Düşüncenin Uğursuz Kaderi'nde sadece edebiyat değil, sinema üzerine de yazılar var. Bunlardan biri, Emin Alper'in 2022 çıkışlı Kurak Günler'i hakkında. Film,  Selahattin Paşalı'nın canlandırdığı, metropolden Yanıklar kasabasına atanan savcı Emre'nin başından geçenleri konu ediniyor. İncelemede Kurak Günler, sadece bir güncel Türkiye eleştirisi değil, daha uzun vadeli bir dönüşümün işlendiği bir yapıt olarak ele alınıyor. 

Kentten taşraya giden devlet memurunun saygı uyandıran imajından, kasaba ahlakının devlet iktidarının kendisine dönüştüğü bir değişime işaret eden Özkul, bu "suç ortaklığı" üzerinden "Ankara Yanıklar'a, Yanıklar Ankara'ya dönüşüyor" diye yazıyor. 

"Geleneksel taşra-kent hiyerarşisi değişti"
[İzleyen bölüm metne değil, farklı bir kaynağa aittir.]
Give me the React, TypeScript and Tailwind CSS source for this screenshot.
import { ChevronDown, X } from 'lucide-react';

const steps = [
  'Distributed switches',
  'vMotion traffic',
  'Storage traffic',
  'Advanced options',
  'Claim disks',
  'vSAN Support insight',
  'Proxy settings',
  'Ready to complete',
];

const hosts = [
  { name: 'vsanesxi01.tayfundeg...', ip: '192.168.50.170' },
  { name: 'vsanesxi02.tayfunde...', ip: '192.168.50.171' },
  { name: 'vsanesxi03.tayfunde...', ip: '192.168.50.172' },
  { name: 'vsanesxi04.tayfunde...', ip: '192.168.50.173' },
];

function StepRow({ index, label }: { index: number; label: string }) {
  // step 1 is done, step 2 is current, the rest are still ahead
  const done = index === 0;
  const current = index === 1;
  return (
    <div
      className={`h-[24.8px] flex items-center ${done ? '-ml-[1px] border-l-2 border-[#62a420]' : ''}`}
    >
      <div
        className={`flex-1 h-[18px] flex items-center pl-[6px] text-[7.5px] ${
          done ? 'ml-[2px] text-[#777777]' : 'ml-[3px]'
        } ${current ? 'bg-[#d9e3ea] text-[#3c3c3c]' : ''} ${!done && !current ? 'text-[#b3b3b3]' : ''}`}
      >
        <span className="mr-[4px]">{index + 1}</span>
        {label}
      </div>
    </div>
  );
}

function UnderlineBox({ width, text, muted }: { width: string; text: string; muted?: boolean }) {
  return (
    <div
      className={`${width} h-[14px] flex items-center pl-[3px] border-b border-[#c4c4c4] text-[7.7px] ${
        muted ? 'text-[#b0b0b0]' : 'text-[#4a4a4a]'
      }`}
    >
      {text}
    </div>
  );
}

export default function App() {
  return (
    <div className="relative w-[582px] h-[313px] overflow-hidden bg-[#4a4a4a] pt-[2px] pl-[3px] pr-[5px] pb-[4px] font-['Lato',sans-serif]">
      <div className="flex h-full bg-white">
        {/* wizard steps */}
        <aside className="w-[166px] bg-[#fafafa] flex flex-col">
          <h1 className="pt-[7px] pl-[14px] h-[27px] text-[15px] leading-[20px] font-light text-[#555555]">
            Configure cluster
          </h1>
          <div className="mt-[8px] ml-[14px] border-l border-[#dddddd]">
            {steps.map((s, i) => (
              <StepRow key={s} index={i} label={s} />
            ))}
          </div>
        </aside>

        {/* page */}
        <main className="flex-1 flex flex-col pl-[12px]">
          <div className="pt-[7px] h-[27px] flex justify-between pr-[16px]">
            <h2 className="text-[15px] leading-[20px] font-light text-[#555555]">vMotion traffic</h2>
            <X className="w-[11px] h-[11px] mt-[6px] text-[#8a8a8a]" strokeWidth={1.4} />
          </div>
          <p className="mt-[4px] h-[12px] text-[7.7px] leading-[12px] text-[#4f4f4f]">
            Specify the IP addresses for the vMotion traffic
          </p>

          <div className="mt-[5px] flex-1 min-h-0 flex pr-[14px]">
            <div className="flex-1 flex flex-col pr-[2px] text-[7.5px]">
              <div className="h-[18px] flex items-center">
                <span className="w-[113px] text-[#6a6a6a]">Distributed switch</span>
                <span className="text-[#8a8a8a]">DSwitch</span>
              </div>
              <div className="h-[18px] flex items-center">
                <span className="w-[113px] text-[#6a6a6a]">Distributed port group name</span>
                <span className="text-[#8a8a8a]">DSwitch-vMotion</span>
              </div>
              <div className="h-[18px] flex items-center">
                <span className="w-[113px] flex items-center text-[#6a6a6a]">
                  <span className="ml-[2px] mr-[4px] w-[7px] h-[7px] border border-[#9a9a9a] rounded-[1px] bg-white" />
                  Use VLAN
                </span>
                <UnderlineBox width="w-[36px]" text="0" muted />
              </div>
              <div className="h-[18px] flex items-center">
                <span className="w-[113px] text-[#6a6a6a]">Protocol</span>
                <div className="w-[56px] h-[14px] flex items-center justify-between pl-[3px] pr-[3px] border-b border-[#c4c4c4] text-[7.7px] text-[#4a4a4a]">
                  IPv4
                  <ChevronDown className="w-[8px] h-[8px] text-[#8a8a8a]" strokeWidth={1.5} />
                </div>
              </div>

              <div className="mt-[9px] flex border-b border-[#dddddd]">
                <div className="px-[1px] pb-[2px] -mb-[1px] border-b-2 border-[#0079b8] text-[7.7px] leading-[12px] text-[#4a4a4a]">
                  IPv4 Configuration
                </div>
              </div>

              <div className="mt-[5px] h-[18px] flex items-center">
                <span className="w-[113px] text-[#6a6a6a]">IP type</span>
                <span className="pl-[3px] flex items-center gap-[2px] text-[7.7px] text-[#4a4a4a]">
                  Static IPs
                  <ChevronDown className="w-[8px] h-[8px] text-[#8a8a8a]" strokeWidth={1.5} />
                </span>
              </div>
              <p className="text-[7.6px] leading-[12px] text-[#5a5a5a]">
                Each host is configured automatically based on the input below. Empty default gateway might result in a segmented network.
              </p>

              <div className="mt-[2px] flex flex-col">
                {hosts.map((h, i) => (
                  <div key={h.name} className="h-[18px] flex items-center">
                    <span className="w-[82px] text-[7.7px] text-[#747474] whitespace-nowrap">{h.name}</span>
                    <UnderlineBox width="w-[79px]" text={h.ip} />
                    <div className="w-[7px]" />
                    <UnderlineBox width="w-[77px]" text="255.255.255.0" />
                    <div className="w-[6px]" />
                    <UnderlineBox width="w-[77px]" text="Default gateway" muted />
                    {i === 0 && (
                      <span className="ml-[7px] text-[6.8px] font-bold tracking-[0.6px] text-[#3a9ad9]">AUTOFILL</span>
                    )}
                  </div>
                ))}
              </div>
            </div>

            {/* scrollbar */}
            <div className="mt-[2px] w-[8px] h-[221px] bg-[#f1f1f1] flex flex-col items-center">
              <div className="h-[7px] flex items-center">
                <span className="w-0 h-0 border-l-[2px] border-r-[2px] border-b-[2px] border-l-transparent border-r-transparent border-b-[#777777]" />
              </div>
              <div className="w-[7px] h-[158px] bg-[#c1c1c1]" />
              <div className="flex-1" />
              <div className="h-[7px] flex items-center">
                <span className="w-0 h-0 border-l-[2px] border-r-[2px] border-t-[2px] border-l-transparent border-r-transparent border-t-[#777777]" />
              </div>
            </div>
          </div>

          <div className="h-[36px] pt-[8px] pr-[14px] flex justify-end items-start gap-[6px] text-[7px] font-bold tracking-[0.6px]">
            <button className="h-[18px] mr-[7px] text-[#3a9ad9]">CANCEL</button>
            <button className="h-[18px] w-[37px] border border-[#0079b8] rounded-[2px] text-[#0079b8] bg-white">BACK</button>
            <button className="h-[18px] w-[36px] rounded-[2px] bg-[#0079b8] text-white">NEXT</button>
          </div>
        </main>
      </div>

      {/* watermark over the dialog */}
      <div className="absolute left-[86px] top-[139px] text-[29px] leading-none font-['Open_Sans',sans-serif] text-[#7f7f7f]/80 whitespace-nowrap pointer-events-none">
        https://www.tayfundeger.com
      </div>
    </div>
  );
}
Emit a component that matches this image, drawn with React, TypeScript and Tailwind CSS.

Geleneksel taşra-kent hiyerarşisinde "sadece Türkiye'yle sınırlı olmayan, dünyanın çeşitli ülkelerinde de gözlemlenen yeni bir durum ve ilişki biçimi ortaya çıktığına" dikkat çeken Özkul, şu yorumları paylaşıyor:

Kitapta aynı bölümde bahsettiğim Gogol devrinde başkent St. Petersburg'dan Rus taşrasına giden devlet memurları, bürokratlar taşrada büyük bir hayranlık ve korkuyla karışık bir saygı uyandırırdı. Ama bunu kaba kuvvetle, sopa göstererek yapmazlardı. Asıl etken eğitimle, kent hayatının parçası olmakla edinilmiş meziyetlerin üstünlüğüne duyulan son derece yaygın inançtı. Devlet memurunun bu meziyetlere sahip ve liyakatli olması beklenirdi. Az önce bahsettiğimiz lümpen-popülizmin hakimiyetiyle bu durum tamamen değişti.

"Alt sınıfları da kapsayan bir dönüşüm insanlığın geleceğinde belirleyici olacak"
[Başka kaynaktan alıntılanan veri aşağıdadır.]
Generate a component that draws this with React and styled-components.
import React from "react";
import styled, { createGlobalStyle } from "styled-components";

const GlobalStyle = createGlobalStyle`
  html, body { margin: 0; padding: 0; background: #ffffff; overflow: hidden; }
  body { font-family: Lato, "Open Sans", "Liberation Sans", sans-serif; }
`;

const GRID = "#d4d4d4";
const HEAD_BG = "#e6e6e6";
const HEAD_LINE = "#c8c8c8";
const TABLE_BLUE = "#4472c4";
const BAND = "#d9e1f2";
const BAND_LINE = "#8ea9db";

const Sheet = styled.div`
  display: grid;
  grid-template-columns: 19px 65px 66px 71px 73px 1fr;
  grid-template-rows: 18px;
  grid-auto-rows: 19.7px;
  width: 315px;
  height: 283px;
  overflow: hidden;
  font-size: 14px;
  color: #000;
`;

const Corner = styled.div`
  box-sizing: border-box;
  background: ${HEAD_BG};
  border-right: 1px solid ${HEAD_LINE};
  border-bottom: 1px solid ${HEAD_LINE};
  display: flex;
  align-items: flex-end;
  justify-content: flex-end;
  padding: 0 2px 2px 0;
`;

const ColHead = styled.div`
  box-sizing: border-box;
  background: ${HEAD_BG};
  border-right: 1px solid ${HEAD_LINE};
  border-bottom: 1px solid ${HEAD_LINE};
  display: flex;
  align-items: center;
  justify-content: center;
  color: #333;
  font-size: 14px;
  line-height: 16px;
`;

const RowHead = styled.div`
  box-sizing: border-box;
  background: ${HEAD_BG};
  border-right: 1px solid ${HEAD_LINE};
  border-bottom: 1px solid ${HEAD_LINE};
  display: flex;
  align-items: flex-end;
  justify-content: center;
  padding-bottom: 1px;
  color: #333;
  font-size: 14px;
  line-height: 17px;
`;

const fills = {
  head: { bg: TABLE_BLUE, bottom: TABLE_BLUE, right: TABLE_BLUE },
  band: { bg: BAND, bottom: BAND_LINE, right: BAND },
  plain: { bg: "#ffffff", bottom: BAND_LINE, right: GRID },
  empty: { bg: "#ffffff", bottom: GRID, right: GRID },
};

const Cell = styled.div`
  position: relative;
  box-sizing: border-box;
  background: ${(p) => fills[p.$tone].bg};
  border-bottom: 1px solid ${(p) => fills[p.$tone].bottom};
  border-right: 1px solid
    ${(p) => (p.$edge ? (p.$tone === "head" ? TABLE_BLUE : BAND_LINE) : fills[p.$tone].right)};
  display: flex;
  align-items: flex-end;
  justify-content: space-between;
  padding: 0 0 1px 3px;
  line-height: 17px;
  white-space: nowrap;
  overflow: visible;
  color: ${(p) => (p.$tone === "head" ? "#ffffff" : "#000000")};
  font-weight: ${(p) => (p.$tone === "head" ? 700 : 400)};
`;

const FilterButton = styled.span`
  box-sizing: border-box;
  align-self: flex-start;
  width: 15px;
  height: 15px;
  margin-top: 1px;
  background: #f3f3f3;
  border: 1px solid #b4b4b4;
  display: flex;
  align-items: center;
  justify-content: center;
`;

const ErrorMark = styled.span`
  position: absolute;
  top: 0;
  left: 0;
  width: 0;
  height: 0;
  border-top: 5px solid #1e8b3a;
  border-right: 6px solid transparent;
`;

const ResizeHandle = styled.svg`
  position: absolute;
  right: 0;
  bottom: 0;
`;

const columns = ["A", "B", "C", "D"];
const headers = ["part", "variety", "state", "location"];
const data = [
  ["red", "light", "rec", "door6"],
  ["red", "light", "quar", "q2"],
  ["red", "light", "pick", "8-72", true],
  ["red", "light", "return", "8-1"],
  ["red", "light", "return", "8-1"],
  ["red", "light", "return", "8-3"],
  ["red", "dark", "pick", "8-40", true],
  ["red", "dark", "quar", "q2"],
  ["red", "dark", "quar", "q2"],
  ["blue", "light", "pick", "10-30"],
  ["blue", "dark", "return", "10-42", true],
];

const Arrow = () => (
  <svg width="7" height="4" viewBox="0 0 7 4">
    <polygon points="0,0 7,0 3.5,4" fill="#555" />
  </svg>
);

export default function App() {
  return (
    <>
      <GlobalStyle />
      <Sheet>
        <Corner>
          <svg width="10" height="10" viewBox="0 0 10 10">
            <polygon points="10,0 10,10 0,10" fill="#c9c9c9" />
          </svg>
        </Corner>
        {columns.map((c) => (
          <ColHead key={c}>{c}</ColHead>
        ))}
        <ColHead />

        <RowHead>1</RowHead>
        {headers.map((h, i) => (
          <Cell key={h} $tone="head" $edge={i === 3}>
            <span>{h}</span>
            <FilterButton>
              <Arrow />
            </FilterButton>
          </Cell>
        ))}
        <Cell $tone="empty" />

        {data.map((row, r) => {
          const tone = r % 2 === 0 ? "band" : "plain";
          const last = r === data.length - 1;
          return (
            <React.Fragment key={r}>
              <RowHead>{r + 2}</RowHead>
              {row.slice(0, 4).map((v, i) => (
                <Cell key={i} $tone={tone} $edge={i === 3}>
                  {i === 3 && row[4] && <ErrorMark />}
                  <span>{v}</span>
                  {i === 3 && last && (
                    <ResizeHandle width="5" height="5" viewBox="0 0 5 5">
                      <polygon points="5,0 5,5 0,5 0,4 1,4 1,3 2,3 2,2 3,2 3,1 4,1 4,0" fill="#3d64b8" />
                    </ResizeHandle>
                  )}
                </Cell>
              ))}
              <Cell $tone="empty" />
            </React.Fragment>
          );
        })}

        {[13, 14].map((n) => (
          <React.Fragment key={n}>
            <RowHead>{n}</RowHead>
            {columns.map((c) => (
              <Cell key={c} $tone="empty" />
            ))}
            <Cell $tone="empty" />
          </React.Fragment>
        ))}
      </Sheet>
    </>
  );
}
Özkul, Kurak Günler'de işlenen gizli kapaklı ilişkilerin "organize kötülük" olarak değerlendirilebileceğini fakat bunun altında yatan küresel dönüşümün de gözden kaçırılmaması gerektiğini hatırlatıyor:

Adına ister taşra ister varoş diyelim, alt sınıflar merkezi ele geçirdiler ve bununla baş etmenin yolu onları dışlamak, had bildirmek, cebir uygulamak olamaz. Aksine onları da içeren, hatta onların eliyle başlatılan bir sosyal ahlak ve haysiyet dönüşümünün başarıyla gerçekleştirilmesi insanlığın geleceğinde belirleyici olacak.

 


Özkul, ileride Türkiye'deki edebiyat eleştirisi ve edebiyat tarihçiliğinin gelişimini Recaizade Mahmut Ekrem'den alıp 1990'lara kadar getirerek, siyasi ve kültürel değişimlerin edebiyat anlayışındaki izdüşümlerini takip edeceği bir projesi olduğunu da belirtiyor. 

Toplumsal dönüşümlerin eserlerdeki izlerini yapıtların özerkliğini gözeterek inceleyen Uğursuz Düşüncenin Kaderi'nin, sanat ve edebiyat üzerine düşünenlerin ilgisini çekeceğine inanıyoruz.